The Byrds’ distinctive sound and lasting influence, Hillman said, can be credited to two men: McGuinn and producer Jim Dixon.

“Our sound developed around Roger’s approach to the electric 12-string guitar,” Hillman said. “And we had a good guy at the helm. Jim Dixon. He had the vision. He was the guy who brought ‘Mr. Tambourine Man’ to us. He brought us this song with the most beautiful, poetic lyrics.

“He gave us direction,” Hillman said. “He instilled in us how important it was to try and do something that we can be proud of in 40 years. He said, ‘Go for some substance. Don’t emulate the Beatles.’ ”

Hillman said the band evolved quickly, recording the psychedelic song “Eight Miles High” only a few months after the release of the band’s second album “Turn! Turn! Turn!” (which actually had a cover of “Oh! Susanna” on it).

The band endured the usual bickering, artistic differences and personnel changes before it dissolved in the early ’70s, but Hillman feels lucky to have been a part of it.

“Eighty-five to 90 percent of the material holds up really well,” he said.

Hillman went on to form the Flying Burrito Brothers with the talented but troubled Gram Parsons. But Parsons eventually had to be fired from the band because of his drug use.

“I had a wonderful working relationship with him at the beginning,” Hillman said. “But eight months into it, I’d have to go looking for him or he’d show up late, inebriated or stoned.

“And he wasn’t singing well,” he said. “He had a gift, and he squandered that gift, and that was his own choice.

“He was just one of the wonderful people who died so young,” Hillman said. “But that was their choice.”

Of all the projects Hillman has been involved with over the years, he is proudest of the Desert Rose Band.

“I had gone through a long apprenticeship of being a team player,” he said. “But with the Desert Rose Band, I went from first mate to captain even though I did steer the ship into the rocks a couple of times.

“The Desert Rose Band got a record deal without even trying,” Hillman said. “We were immediately accepted by country music fans and not because I was in the Byrds.
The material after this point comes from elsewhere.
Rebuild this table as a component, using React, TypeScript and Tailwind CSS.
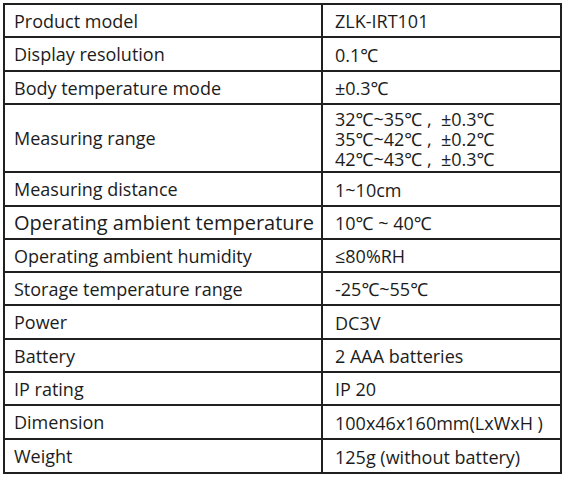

There was no preconception of us.”

These days, Hillman plays what he wants, where he wants and with whom he wants and he said he feels “blessed.”

He comes across as a truly humble guy, not a man who dons humility the way a bald man slips on a toupee. When Hillman says, “I never have complete mastery of anything I attempt to do,” you believe that he believes it.

He is comfortable with his career prospects, but isn’t so comfortable with the state of the music industry. Or the state of music as an art form. Or the state of this country.

“There’s some pretty heinous behavior going on out there,” he said. “We’ve lost our edge. We’ve lost our competitiveness. We’re losing our sense of responsibility and morality.

“Every civilization crumbles when its moral compass goes awry,” Hillman said. “When that starts to go, the gates open for the Visigoths to come in.”